Conventional IoT platforms (AWS IoT Core, Azure IoT Hub, ThingsBoard) manage devices and data well, but they ask you to take the data’s integrity on faith. There is no way to prove that a sensor reading existed at a specific moment and has not been altered since, without trusting the operator who controls the database. For a sensor log that feeds a billing dispute, a regulatory filing, a warranty claim, or a safety audit, “trust us, the record is unchanged” is not good enough.

CORE-M closes that gap. As telemetry is ingested, each accepted point is hashed, the hashes are batched into a Merkle tree, and the tree’s root is written to the BSV blockchain in an OP_RETURN output. The blockchain is an append-only public ledger no single party controls, so the anchor becomes an immutable, independently verifiable timestamp for that data. Later, anyone holding the original data point plus its proof can confirm it was anchored — even if CORE-M itself is offline or untrusted.

  • Fleet operators running large device estates who need a single multi-tenant control plane for connectivity, telemetry, rules, and alarms.
  • Device integrators who need to get hardware talking to the platform over whatever protocol the device speaks — HTTP, MQTT, CoAP/DTLS, LwM2M, or SNMP.
  • Compliance auditors who need to verify that historical telemetry is authentic and untampered, using a portable proof rather than privileged access to the operator’s systems.

Devices reach CORE-M over the protocol that suits them — HTTP, MQTT, CoAP/DTLS, LwM2M, or SNMP — and authenticate with an API key, a pre-shared key (PSK), or an X.509 certificate. Gateway devices can relay telemetry on behalf of child devices behind a single uplink. See Connecting Devices.
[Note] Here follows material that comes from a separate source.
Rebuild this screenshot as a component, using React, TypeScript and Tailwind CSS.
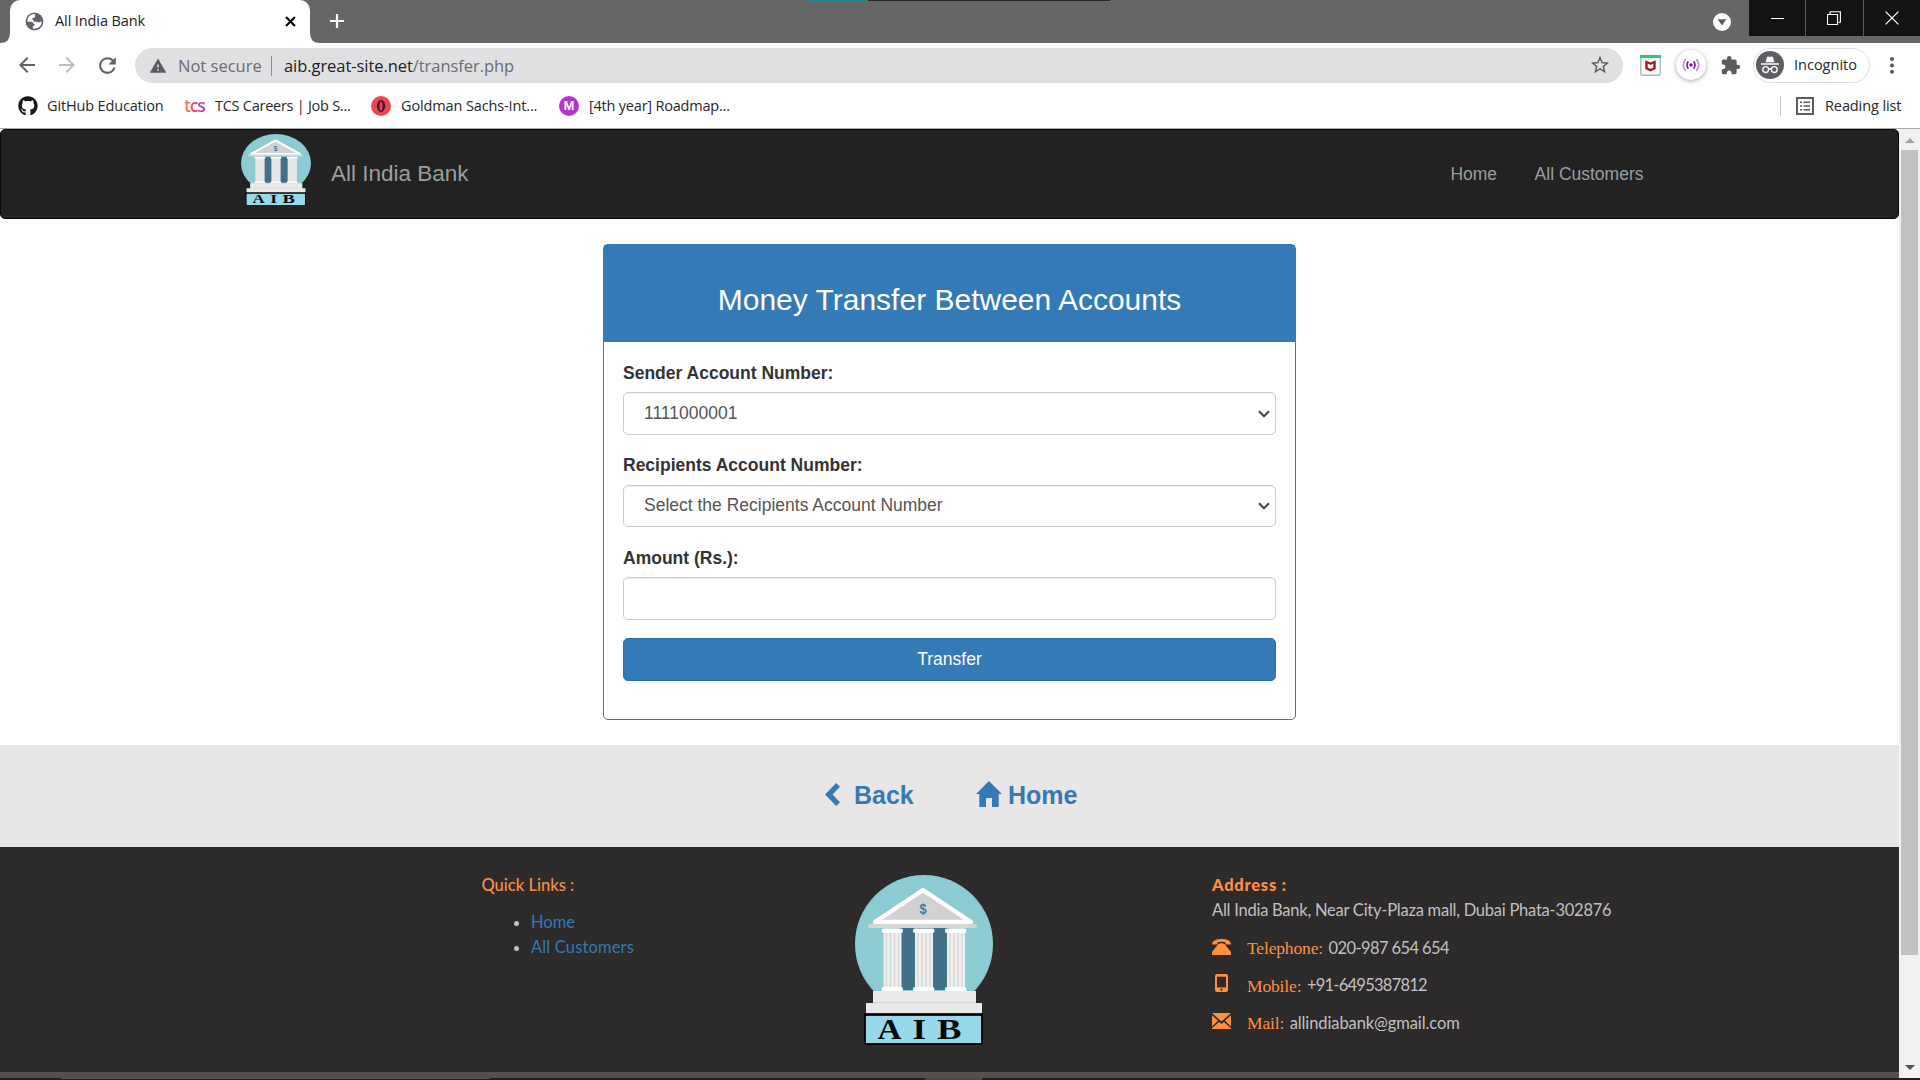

Ingested telemetry is validated and enriched, then made available for both sub-millisecond operational reads and historical analytics. See Sending Telemetry.

User-defined CEL rules evaluate against live telemetry and can raise first-class alarms, fire notifications with escalation and quiet hours, or dispatch commands back to devices. See Rules & Alarms.

Every accepted point is hashed and batched into a Merkle tree; the platform publishes the Merkle root on the BSV blockchain via an OP_RETURN transaction on your behalf. You set the anchoring policy — the platform handles the rest. See Anchoring.

Given a data point and its proof bundle, the verifier returns the Merkle path and a BEEF/SPV proof of block inclusion. Verification is independent: a third party can confirm the anchor on-chain without trusting CORE-M at all. See Verification.